┌────────

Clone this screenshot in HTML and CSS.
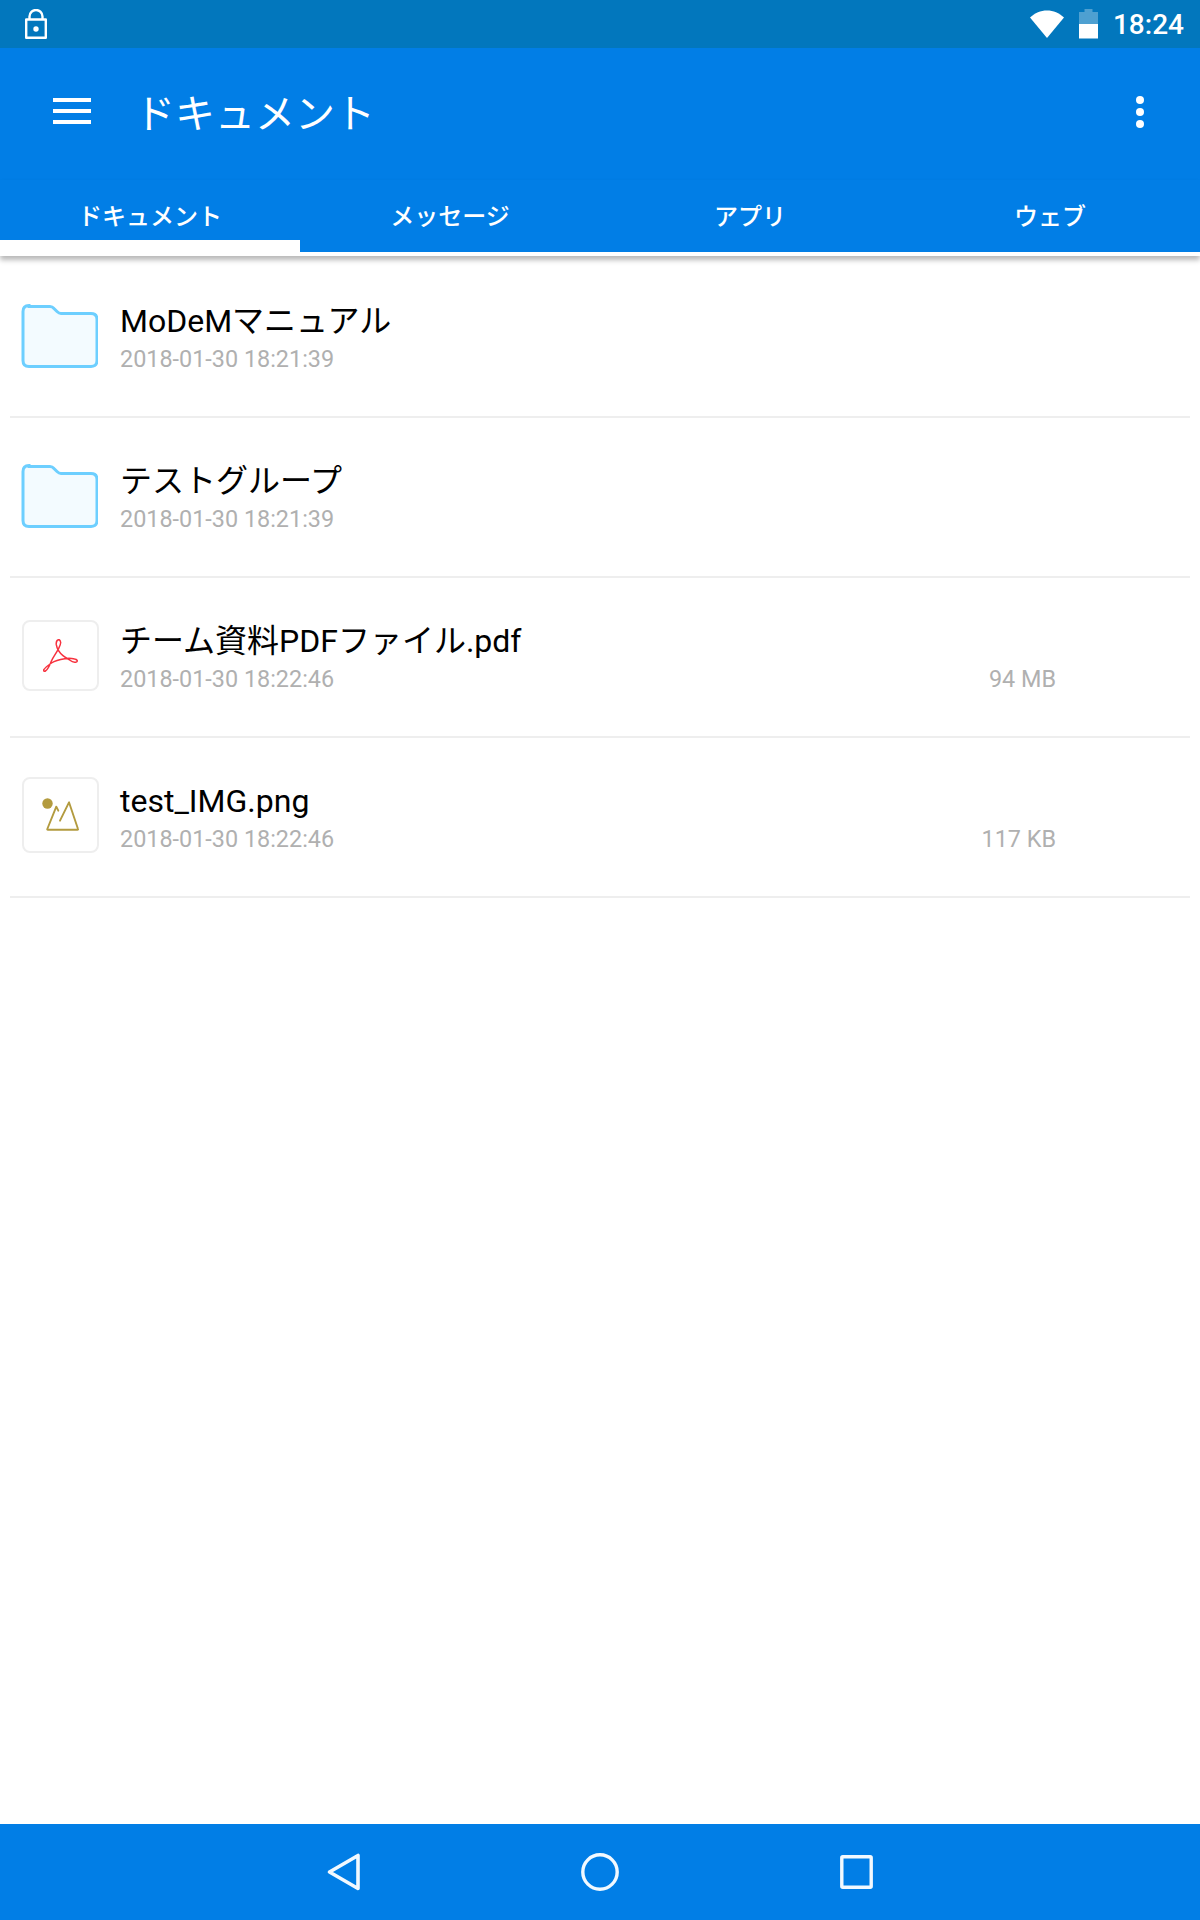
FILE: index.html
```html
<!DOCTYPE html>
<html lang="ja">
<head>
<meta charset="utf-8">
<title>ドキュメント</title>
<link rel="stylesheet" href="styles.css">
</head>
<body>
<div class="screen">
  <div class="status">
    <svg class="lock" width="22" height="30" viewBox="0 0 22 30"><rect x="1.200" y="10.500" width="19.600" height="18.300" fill="none" stroke="#fff" stroke-width="2.400" stroke-linejoin="round"/><path d="M4.500 10V7.500a6.500 6.500 0 0 1 13 0V10" fill="none" stroke="#fff" stroke-width="2.400"/><circle cx="11" cy="20" r="2.700" fill="#fff"/></svg>
    <div class="status-right">
      <svg class="wifi" width="34" height="28" viewBox="0 0 34 28"><path d="M0 7.500C5 3 10.500.5 17 .5S29 3 34 7.500L17 28z" fill="#fff"/></svg>
      <svg class="battery" width="19" height="30" viewBox="0 0 19 30"><path d="M5.500 0h8v3H19v12H0V3h5.500z" fill="#fff" fill-opacity=".3"/><path d="M0 15h19v14.500H0z" fill="#fff"/></svg>
      <span class="clock">18:24</span>
    </div>
  </div>
  <header class="appbar">
    <svg class="menu" width="38" height="26" viewBox="0 0 38 26"><path d="M0 0h38v4H0zM0 11h38v4H0zM0 22h38v4H0z" fill="#fff"/></svg>
    <h1 class="title">ドキュメント</h1>
    <svg class="more" width="8" height="32" viewBox="0 0 8 32"><circle cx="4" cy="4" r="4" fill="#fff"/><circle cx="4" cy="16" r="4" fill="#fff"/><circle cx="4" cy="28" r="4" fill="#fff"/></svg>
  </header>
  <nav class="tabs">
    <div class="tab active">ドキュメント</div>
    <div class="tab">メッセージ</div>
    <div class="tab">アプリ</div>
    <div class="tab">ウェブ</div>
  </nav>
  <main class="list">
    <div class="row">
      <svg class="icon" width="78" height="66" viewBox="0 0 78 66"><path d="M9 2.500h21c2 0 3 .8 4 2l3 3c1 1 2 2 4 2h30c4 0 6 2.500 6 6v41c0 4-2 6-6 6H9c-4 0-6-2-6-6v-49c0-4 2-6 6-6z" fill="#f3fbff" stroke="#6dcfff" stroke-width="3"/></svg>
      <div class="text"><div class="name">MoDeMマニュアル</div><div class="meta">2018-01-30 18:21:39</div></div>
    </div>
    <div class="row">
      <svg class="icon" width="78" height="66" viewBox="0 0 78 66"><path d="M9 2.500h21c2 0 3 .8 4 2l3 3c1 1 2 2 4 2h30c4 0 6 2.500 6 6v41c0 4-2 6-6 6H9c-4 0-6-2-6-6v-49c0-4 2-6 6-6z" fill="#f3fbff" stroke="#6dcfff" stroke-width="3"/></svg>
      <div class="text"><div class="name">テストグループ</div><div class="meta">2018-01-30 18:21:39</div></div>
    </div>
    <div class="row">
      <div class="tile">
        <svg width="36" height="33" viewBox="0 0 36 33"><path d="M15.600.7C13.800 1 13 3 13.300 5.700 14 10 16.600 14 20 16.600c2 1.800 4.600 3 6.600 4.400 2 1.600 5 2.800 7 1.800 1.400-.9.400-2.300-2-2.800-3-.7-6.200-.9-9.800-.3-5.400.8-9.600 1.800-13.300 4.300C5.700 26 2 28.700.8 30.700c-.4 1.300.5 2 1.600 1.300 2.400-1.400 4.400-5.700 5.900-9.700C10 18 13.300 14 15 10.700c1.500-3 3.200-5.900 2.600-7.700-.3-1.400-1-2.500-2-2.300z" fill="none" stroke="#f7323f" stroke-width="1.500" stroke-linejoin="round"/></svg>
      </div>
      <div class="text"><div class="name">チーム資料PDFファイル.pdf</div><div class="meta">2018-01-30 18:22:46</div></div>
      <div class="size">94 MB</div>
    </div>
    <div class="row">
      <div class="tile tall">
        <svg width="38" height="34" viewBox="0 0 38 34"><circle cx="5.500" cy="5.500" r="5.200" fill="#b39b3f"/><path d="M16.300 12.700l-2-4L5.300 31q-.3.800.5.800h29.700q.8 0 .5-.8L27 4.300 18 22.700" fill="none" stroke="#b39b3f" stroke-width="1.900" stroke-linejoin="round" stroke-linecap="round"/></svg>
      </div>
      <div class="text"><div class="name">test_IMG.png</div><div class="meta">2018-01-30 18:22:46</div></div>
      <div class="size">117 KB</div>
    </div>
  </main>
  <footer class="navbar">
    <svg width="33" height="38" viewBox="0 0 33 38"><path d="M31 2.500v33L2.500 19z" fill="none" stroke="#f2f9ff" stroke-width="3.600" stroke-linejoin="round"/></svg>
    <svg width="38" height="38" viewBox="0 0 38 38"><circle cx="19" cy="19" r="17.200" fill="none" stroke="#f2f9ff" stroke-width="3.400"/></svg>
    <svg width="33" height="34" viewBox="0 0 33 34"><rect x="1.800" y="1.800" width="29.400" height="30.400" rx="1" fill="none" stroke="#f2f9ff" stroke-width="3.400"/></svg>
  </footer>
</div>
</body>
</html>
```
FILE: styles.css
```css
* { box-sizing: border-box; }
html, body { margin: 0; padding: 0; }
body { font-family: Roboto, "Noto Sans CJK JP", sans-serif; background: #fff; }
.screen { width: 1200px; height: 1920px; display: flex; flex-direction: column; overflow: hidden; }
.status { height: 48px; background: #0277bd; display: flex; align-items: center; justify-content: space-between; padding: 0 16px 0 25px; color: #fff; flex: none; }
.status-right { display: flex; align-items: center; }
.wifi { margin-right: 15px; }
.battery { margin-right: 15px; }
.clock { font-size: 28px; font-weight: 500; }
.appbar { height: 132px; background: #017ee6; display: flex; align-items: flex-start; padding: 50px 56px 0 53px; color: #fff; flex: none; }
.title { flex: 1; margin: -11px 0 0 44px; font-size: 40px; font-weight: 400; line-height: 56px; }
.more { margin-top: -2px; }
.tabs { height: 76px; background: #017ee6; display: grid; grid-template-columns: repeat(4, 1fr); border-bottom: 4px solid #fff; box-shadow: 0 4px 5px rgba(0,0,0,.28); position: relative; flex: none; }
.tab { color: #fff; text-align: center; font-size: 24px; font-weight: 500; line-height: 36px; padding-top: 19px; height: 76px; }
.tab.active { border-bottom: 16px solid #fff; }
.list { flex: 1; padding: 2px 10px 0; }
.row { height: 160px; display: flex; align-items: center; padding: 0 134px 0 12px; border-bottom: 2px solid #eee; }
.icon { flex: none; margin: 0 22px 0 -2px; }
.tile { width: 77px; height: 71px; flex: none; border: 2px solid #eee; border-radius: 8px; margin: 0 21px 4px 0; display: flex; align-items: center; justify-content: center; }
.tile.tall { height: 76px; }
.text { flex: 1; min-width: 0; padding-top: 4px; }
.name { font-size: 32px; line-height: 40px; color: #000; }
.meta { font-size: 23.400px; line-height: 36px; color: #b0b0b0; }
.size { font-size: 23.400px; line-height: 36px; color: #b0b0b0; align-self: flex-end; margin-bottom: 39px; }
.navbar { height: 96px; background: #017ee6; display: flex; align-items: center; justify-content: center; gap: 221px; flex: none; }
```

└────────

> [TASK TO CARRY OUT] Copy out the listing exactly as it stands, but not the pictures.

> [SOLUTION BELOW]
Clone this screenshot in HTML and CSS.
FILE: index.html
```html
<!DOCTYPE html>
<html lang="ja">
<head>
<meta charset="utf-8">
<title>ドキュメント</title>
<link rel="stylesheet" href="styles.css">
</head>
<body>
<div class="screen">
  <div class="status">
    <svg class="lock" width="22" height="30" viewBox="0 0 22 30"><rect x="1.200" y="10.500" width="19.600" height="18.300" fill="none" stroke="#fff" stroke-width="2.400" stroke-linejoin="round"/><path d="M4.500 10V7.500a6.500 6.500 0 0 1 13 0V10" fill="none" stroke="#fff" stroke-width="2.400"/><circle cx="11" cy="20" r="2.700" fill="#fff"/></svg>
    <div class="status-right">
      <svg class="wifi" width="34" height="28" viewBox="0 0 34 28"><path d="M0 7.500C5 3 10.500.5 17 .5S29 3 34 7.500L17 28z" fill="#fff"/></svg>
      <svg class="battery" width="19" height="30" viewBox="0 0 19 30"><path d="M5.500 0h8v3H19v12H0V3h5.500z" fill="#fff" fill-opacity=".3"/><path d="M0 15h19v14.500H0z" fill="#fff"/></svg>
      <span class="clock">18:24</span>
    </div>
  </div>
  <header class="appbar">
    <svg class="menu" width="38" height="26" viewBox="0 0 38 26"><path d="M0 0h38v4H0zM0 11h38v4H0zM0 22h38v4H0z" fill="#fff"/></svg>
    <h1 class="title">ドキュメント</h1>
    <svg class="more" width="8" height="32" viewBox="0 0 8 32"><circle cx="4" cy="4" r="4" fill="#fff"/><circle cx="4" cy="16" r="4" fill="#fff"/><circle cx="4" cy="28" r="4" fill="#fff"/></svg>
  </header>
  <nav class="tabs">
    <div class="tab active">ドキュメント</div>
    <div class="tab">メッセージ</div>
    <div class="tab">アプリ</div>
    <div class="tab">ウェブ</div>
  </nav>
  <main class="list">
    <div class="row">
      <svg class="icon" width="78" height="66" viewBox="0 0 78 66"><path d="M9 2.500h21c2 0 3 .8 4 2l3 3c1 1 2 2 4 2h30c4 0 6 2.500 6 6v41c0 4-2 6-6 6H9c-4 0-6-2-6-6v-49c0-4 2-6 6-6z" fill="#f3fbff" stroke="#6dcfff" stroke-width="3"/></svg>
      <div class="text"><div class="name">MoDeMマニュアル</div><div class="meta">2018-01-30 18:21:39</div></div>
    </div>
    <div class="row">
      <svg class="icon" width="78" height="66" viewBox="0 0 78 66"><path d="M9 2.500h21c2 0 3 .8 4 2l3 3c1 1 2 2 4 2h30c4 0 6 2.500 6 6v41c0 4-2 6-6 6H9c-4 0-6-2-6-6v-49c0-4 2-6 6-6z" fill="#f3fbff" stroke="#6dcfff" stroke-width="3"/></svg>
      <div class="text"><div class="name">テストグループ</div><div class="meta">2018-01-30 18:21:39</div></div>
    </div>
    <div class="row">
      <div class="tile">
        <svg width="36" height="33" viewBox="0 0 36 33"><path d="M15.600.7C13.800 1 13 3 13.300 5.700 14 10 16.600 14 20 16.600c2 1.800 4.600 3 6.600 4.400 2 1.600 5 2.800 7 1.800 1.400-.9.400-2.300-2-2.800-3-.7-6.200-.9-9.800-.3-5.400.8-9.600 1.800-13.300 4.300C5.700 26 2 28.700.8 30.700c-.4 1.300.5 2 1.600 1.300 2.400-1.400 4.400-5.700 5.900-9.700C10 18 13.300 14 15 10.700c1.500-3 3.200-5.900 2.600-7.700-.3-1.400-1-2.500-2-2.300z" fill="none" stroke="#f7323f" stroke-width="1.500" stroke-linejoin="round"/></svg>
      </div>
      <div class="text"><div class="name">チーム資料PDFファイル.pdf</div><div class="meta">2018-01-30 18:22:46</div></div>
      <div class="size">94 MB</div>
    </div>
    <div class="row">
      <div class="tile tall">
        <svg width="38" height="34" viewBox="0 0 38 34"><circle cx="5.500" cy="5.500" r="5.200" fill="#b39b3f"/><path d="M16.300 12.700l-2-4L5.300 31q-.3.800.5.800h29.700q.8 0 .5-.8L27 4.300 18 22.700" fill="none" stroke="#b39b3f" stroke-width="1.900" stroke-linejoin="round" stroke-linecap="round"/></svg>
      </div>
      <div class="text"><div class="name">test_IMG.png</div><div class="meta">2018-01-30 18:22:46</div></div>
      <div class="size">117 KB</div>
    </div>
  </main>
  <footer class="navbar">
    <svg width="33" height="38" viewBox="0 0 33 38"><path d="M31 2.500v33L2.500 19z" fill="none" stroke="#f2f9ff" stroke-width="3.600" stroke-linejoin="round"/></svg>
    <svg width="38" height="38" viewBox="0 0 38 38"><circle cx="19" cy="19" r="17.200" fill="none" stroke="#f2f9ff" stroke-width="3.400"/></svg>
    <svg width="33" height="34" viewBox="0 0 33 34"><rect x="1.800" y="1.800" width="29.400" height="30.400" rx="1" fill="none" stroke="#f2f9ff" stroke-width="3.400"/></svg>
  </footer>
</div>
</body>
</html>
```
FILE: styles.css
```css
* { box-sizing: border-box; }
html, body { margin: 0; padding: 0; }
body { font-family: Roboto, "Noto Sans CJK JP", sans-serif; background: #fff; }
.screen { width: 1200px; height: 1920px; display: flex; flex-direction: column; overflow: hidden; }
.status { height: 48px; background: #0277bd; display: flex; align-items: center; justify-content: space-between; padding: 0 16px 0 25px; color: #fff; flex: none; }
.status-right { display: flex; align-items: center; }
.wifi { margin-right: 15px; }
.battery { margin-right: 15px; }
.clock { font-size: 28px; font-weight: 500; }
.appbar { height: 132px; background: #017ee6; display: flex; align-items: flex-start; padding: 50px 56px 0 53px; color: #fff; flex: none; }
.title { flex: 1; margin: -11px 0 0 44px; font-size: 40px; font-weight: 400; line-height: 56px; }
.more { margin-top: -2px; }
.tabs { height: 76px; background: #017ee6; display: grid; grid-template-columns: repeat(4, 1fr); border-bottom: 4px solid #fff; box-shadow: 0 4px 5px rgba(0,0,0,.28); position: relative; flex: none; }
.tab { color: #fff; text-align: center; font-size: 24px; font-weight: 500; line-height: 36px; padding-top: 19px; height: 76px; }
.tab.active { border-bottom: 16px solid #fff; }
.list { flex: 1; padding: 2px 10px 0; }
.row { height: 160px; display: flex; align-items: center; padding: 0 134px 0 12px; border-bottom: 2px solid #eee; }
.icon { flex: none; margin: 0 22px 0 -2px; }
.tile { width: 77px; height: 71px; flex: none; border: 2px solid #eee; border-radius: 8px; margin: 0 21px 4px 0; display: flex; align-items: center; justify-content: center; }
.tile.tall { height: 76px; }
.text { flex: 1; min-width: 0; padding-top: 4px; }
.name { font-size: 32px; line-height: 40px; color: #000; }
.meta { font-size: 23.400px; line-height: 36px; color: #b0b0b0; }
.size { font-size: 23.400px; line-height: 36px; color: #b0b0b0; align-self: flex-end; margin-bottom: 39px; }
.navbar { height: 96px; background: #017ee6; display: flex; align-items: center; justify-content: center; gap: 221px; flex: none; }
```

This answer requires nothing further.